Aim of the exercise.
The listing below begins with the first line you should copy; stop after the line containing "const glyph = (d: string)", and drop every picture.

Data listing.
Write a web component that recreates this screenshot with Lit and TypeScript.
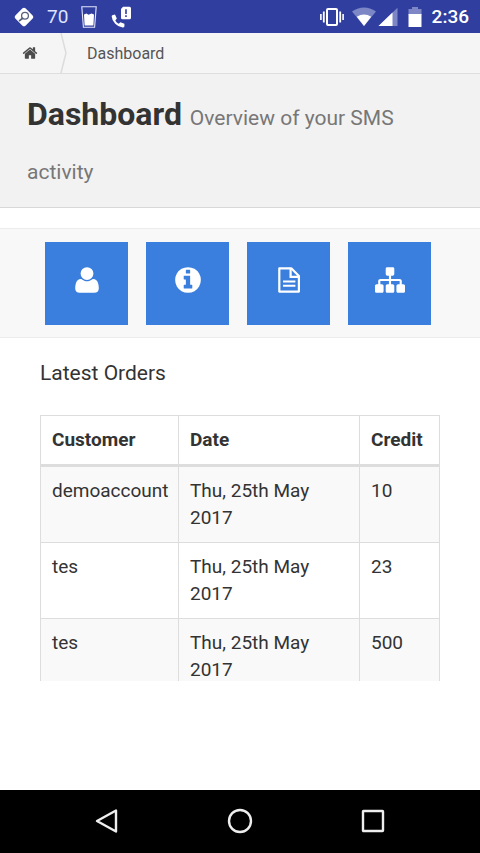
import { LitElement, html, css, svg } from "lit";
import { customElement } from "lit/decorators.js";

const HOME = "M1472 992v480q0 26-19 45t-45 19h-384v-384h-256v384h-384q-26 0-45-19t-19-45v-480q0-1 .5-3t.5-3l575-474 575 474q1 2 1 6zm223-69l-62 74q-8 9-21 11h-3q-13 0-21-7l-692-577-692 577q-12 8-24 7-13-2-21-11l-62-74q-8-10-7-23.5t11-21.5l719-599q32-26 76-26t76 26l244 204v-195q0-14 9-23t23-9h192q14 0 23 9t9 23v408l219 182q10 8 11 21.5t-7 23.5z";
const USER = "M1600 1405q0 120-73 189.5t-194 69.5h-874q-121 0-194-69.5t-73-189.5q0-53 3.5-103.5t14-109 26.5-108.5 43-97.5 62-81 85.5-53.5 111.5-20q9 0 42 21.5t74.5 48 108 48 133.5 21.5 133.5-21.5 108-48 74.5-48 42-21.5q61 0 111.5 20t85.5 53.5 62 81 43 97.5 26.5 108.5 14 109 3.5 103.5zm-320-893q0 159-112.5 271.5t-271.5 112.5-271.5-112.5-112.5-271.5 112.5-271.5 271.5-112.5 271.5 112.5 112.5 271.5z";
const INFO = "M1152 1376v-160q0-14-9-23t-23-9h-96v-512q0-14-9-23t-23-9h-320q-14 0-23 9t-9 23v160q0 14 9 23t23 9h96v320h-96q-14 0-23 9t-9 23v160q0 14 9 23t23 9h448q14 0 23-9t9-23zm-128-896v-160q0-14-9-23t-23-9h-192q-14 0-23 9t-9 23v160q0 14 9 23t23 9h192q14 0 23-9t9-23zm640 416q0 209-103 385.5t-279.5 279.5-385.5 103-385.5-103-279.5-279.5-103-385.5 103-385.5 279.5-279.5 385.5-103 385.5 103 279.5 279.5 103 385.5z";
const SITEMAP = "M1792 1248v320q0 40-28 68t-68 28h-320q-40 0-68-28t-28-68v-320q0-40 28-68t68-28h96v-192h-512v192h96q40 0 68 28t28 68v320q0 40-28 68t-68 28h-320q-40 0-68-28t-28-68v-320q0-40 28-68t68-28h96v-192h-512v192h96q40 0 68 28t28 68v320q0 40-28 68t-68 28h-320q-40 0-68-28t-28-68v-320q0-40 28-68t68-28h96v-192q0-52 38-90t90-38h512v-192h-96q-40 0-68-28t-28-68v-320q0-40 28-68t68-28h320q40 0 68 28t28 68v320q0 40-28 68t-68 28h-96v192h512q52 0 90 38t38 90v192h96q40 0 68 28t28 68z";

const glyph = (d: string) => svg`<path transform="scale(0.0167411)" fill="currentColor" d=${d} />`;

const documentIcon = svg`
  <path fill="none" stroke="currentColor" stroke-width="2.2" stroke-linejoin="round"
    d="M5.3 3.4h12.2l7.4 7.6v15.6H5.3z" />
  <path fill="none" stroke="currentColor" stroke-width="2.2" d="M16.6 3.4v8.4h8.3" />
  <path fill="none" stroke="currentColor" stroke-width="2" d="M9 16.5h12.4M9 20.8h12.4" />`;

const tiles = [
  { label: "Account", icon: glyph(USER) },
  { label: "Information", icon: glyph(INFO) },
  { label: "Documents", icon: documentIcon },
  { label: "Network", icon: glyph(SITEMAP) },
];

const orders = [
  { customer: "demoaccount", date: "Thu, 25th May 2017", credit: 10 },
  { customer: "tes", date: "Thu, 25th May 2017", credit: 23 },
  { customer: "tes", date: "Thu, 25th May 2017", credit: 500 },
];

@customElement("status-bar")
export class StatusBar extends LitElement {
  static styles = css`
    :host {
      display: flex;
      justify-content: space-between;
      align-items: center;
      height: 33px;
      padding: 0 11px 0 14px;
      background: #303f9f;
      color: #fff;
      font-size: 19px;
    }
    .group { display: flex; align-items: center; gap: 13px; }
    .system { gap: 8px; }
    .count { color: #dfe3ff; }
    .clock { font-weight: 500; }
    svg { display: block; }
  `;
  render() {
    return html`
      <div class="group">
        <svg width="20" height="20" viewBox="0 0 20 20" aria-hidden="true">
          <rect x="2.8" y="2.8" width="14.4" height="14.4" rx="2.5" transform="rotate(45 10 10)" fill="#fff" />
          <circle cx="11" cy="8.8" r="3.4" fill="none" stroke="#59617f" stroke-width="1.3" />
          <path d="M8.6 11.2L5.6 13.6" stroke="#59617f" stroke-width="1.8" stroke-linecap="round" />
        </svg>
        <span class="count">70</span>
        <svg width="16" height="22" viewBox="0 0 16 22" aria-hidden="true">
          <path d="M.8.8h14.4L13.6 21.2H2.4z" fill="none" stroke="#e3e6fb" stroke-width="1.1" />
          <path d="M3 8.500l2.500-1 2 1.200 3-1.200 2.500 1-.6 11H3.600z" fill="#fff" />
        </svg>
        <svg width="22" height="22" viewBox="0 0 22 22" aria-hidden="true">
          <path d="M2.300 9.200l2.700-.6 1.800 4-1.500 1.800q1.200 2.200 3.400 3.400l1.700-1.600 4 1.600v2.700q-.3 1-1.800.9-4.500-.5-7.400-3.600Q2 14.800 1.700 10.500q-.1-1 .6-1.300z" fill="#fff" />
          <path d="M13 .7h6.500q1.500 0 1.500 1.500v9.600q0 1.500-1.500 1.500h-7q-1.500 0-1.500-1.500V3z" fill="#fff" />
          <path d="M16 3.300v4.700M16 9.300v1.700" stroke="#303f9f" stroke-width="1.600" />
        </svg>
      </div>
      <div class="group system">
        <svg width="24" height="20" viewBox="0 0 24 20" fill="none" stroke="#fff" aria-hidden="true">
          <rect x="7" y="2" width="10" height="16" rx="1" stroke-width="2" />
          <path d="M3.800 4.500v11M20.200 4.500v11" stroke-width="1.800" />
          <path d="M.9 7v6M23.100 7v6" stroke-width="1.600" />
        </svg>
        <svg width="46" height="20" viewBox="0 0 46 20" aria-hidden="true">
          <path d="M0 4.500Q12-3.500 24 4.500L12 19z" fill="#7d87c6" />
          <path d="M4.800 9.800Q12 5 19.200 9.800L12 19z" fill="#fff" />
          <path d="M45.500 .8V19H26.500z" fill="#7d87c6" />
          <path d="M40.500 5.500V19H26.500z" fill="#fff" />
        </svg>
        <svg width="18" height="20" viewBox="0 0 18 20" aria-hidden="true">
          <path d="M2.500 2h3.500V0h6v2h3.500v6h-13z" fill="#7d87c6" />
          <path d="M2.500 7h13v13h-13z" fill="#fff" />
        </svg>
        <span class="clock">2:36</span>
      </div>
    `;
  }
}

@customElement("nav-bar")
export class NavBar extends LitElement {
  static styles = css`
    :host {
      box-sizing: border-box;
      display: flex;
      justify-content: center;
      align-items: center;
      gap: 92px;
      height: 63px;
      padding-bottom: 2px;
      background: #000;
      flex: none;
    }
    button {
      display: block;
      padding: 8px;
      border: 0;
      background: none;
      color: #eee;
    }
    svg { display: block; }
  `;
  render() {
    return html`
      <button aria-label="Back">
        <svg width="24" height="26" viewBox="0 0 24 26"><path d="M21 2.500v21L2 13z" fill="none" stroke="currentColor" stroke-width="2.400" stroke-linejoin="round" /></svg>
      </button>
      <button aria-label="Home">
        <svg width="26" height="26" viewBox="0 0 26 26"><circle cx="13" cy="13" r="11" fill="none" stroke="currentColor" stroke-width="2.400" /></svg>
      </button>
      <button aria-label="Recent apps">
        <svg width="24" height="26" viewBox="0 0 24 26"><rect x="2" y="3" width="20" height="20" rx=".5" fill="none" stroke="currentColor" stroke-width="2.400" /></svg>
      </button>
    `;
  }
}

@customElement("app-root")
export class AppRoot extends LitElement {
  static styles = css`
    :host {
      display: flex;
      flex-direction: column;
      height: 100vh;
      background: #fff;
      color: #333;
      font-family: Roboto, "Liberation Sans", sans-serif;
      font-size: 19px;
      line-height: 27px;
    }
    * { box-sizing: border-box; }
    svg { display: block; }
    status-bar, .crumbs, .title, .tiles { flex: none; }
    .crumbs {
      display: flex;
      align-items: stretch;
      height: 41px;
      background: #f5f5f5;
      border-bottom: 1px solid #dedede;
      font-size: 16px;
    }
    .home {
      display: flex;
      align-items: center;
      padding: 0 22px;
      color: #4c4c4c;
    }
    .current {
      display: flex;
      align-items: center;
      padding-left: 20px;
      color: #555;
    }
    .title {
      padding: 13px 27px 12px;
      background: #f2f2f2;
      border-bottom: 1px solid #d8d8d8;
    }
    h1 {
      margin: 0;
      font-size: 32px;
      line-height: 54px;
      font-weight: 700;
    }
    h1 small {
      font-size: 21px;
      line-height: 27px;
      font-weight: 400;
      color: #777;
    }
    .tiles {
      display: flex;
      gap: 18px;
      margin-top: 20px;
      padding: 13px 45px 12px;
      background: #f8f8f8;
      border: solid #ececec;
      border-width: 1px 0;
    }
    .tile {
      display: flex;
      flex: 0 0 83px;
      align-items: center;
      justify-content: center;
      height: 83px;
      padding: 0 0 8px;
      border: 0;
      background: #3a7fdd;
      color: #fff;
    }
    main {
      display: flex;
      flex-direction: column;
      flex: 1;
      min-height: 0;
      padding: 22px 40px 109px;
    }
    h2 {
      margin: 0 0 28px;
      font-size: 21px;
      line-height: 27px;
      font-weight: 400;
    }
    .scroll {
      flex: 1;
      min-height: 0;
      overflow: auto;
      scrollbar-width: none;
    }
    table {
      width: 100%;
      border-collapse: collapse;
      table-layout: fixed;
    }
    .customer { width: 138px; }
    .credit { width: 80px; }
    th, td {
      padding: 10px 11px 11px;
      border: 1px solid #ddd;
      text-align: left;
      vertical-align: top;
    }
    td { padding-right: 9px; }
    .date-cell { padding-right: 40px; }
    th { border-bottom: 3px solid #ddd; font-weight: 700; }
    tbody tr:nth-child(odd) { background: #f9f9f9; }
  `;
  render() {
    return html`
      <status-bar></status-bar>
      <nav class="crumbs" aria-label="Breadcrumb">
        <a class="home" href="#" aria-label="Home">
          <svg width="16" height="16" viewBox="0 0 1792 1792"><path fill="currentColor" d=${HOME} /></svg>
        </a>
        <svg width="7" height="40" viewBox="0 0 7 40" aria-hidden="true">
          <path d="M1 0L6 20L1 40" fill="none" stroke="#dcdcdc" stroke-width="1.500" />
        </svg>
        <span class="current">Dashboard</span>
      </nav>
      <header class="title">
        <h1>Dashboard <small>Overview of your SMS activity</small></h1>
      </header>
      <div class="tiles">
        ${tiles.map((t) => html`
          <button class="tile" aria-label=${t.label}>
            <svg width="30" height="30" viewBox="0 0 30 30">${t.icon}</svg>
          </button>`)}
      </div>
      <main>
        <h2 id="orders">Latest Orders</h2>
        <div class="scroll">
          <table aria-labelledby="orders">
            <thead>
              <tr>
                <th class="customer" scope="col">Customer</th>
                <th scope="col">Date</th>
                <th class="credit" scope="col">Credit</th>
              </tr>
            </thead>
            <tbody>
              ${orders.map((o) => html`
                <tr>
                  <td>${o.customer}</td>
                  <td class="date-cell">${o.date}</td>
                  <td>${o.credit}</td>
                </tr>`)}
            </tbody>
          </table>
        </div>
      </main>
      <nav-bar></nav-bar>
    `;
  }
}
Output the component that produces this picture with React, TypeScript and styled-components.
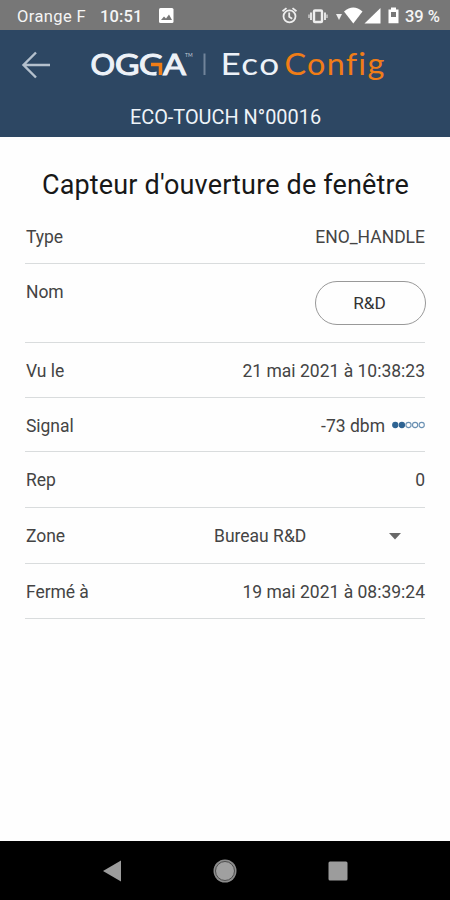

Written response.
Write a web component that recreates this screenshot with Lit and TypeScript.
import { LitElement, html, css, svg } from "lit";
import { customElement } from "lit/decorators.js";

const HOME = "M1472 992v480q0 26-19 45t-45 19h-384v-384h-256v384h-384q-26 0-45-19t-19-45v-480q0-1 .5-3t.5-3l575-474 575 474q1 2 1 6zm223-69l-62 74q-8 9-21 11h-3q-13 0-21-7l-692-577-692 577q-12 8-24 7-13-2-21-11l-62-74q-8-10-7-23.5t11-21.5l719-599q32-26 76-26t76 26l244 204v-195q0-14 9-23t23-9h192q14 0 23 9t9 23v408l219 182q10 8 11 21.5t-7 23.5z";
const USER = "M1600 1405q0 120-73 189.5t-194 69.5h-874q-121 0-194-69.5t-73-189.5q0-53 3.5-103.5t14-109 26.5-108.5 43-97.5 62-81 85.5-53.5 111.5-20q9 0 42 21.5t74.5 48 108 48 133.5 21.5 133.5-21.5 108-48 74.5-48 42-21.5q61 0 111.5 20t85.5 53.5 62 81 43 97.5 26.5 108.5 14 109 3.5 103.5zm-320-893q0 159-112.5 271.5t-271.5 112.5-271.5-112.5-112.5-271.5 112.5-271.5 271.5-112.5 271.5 112.5 112.5 271.5z";
const INFO = "M1152 1376v-160q0-14-9-23t-23-9h-96v-512q0-14-9-23t-23-9h-320q-14 0-23 9t-9 23v160q0 14 9 23t23 9h96v320h-96q-14 0-23 9t-9 23v160q0 14 9 23t23 9h448q14 0 23-9t9-23zm-128-896v-160q0-14-9-23t-23-9h-192q-14 0-23 9t-9 23v160q0 14 9 23t23 9h192q14 0 23-9t9-23zm640 416q0 209-103 385.5t-279.5 279.5-385.5 103-385.5-103-279.5-279.5-103-385.5 103-385.5 279.5-279.5 385.5-103 385.5 103 279.5 279.5 103 385.5z";
const SITEMAP = "M1792 1248v320q0 40-28 68t-68 28h-320q-40 0-68-28t-28-68v-320q0-40 28-68t68-28h96v-192h-512v192h96q40 0 68 28t28 68v320q0 40-28 68t-68 28h-320q-40 0-68-28t-28-68v-320q0-40 28-68t68-28h96v-192h-512v192h96q40 0 68 28t28 68v320q0 40-28 68t-68 28h-320q-40 0-68-28t-28-68v-320q0-40 28-68t68-28h96v-192q0-52 38-90t90-38h512v-192h-96q-40 0-68-28t-28-68v-320q0-40 28-68t68-28h320q40 0 68 28t28 68v320q0 40-28 68t-68 28h-96v192h512q52 0 90 38t38 90v192h96q40 0 68 28t28 68z";

const glyph = (d: string) => svg`<path transform="scale(0.0167411)" fill="currentColor" d=${d} />`;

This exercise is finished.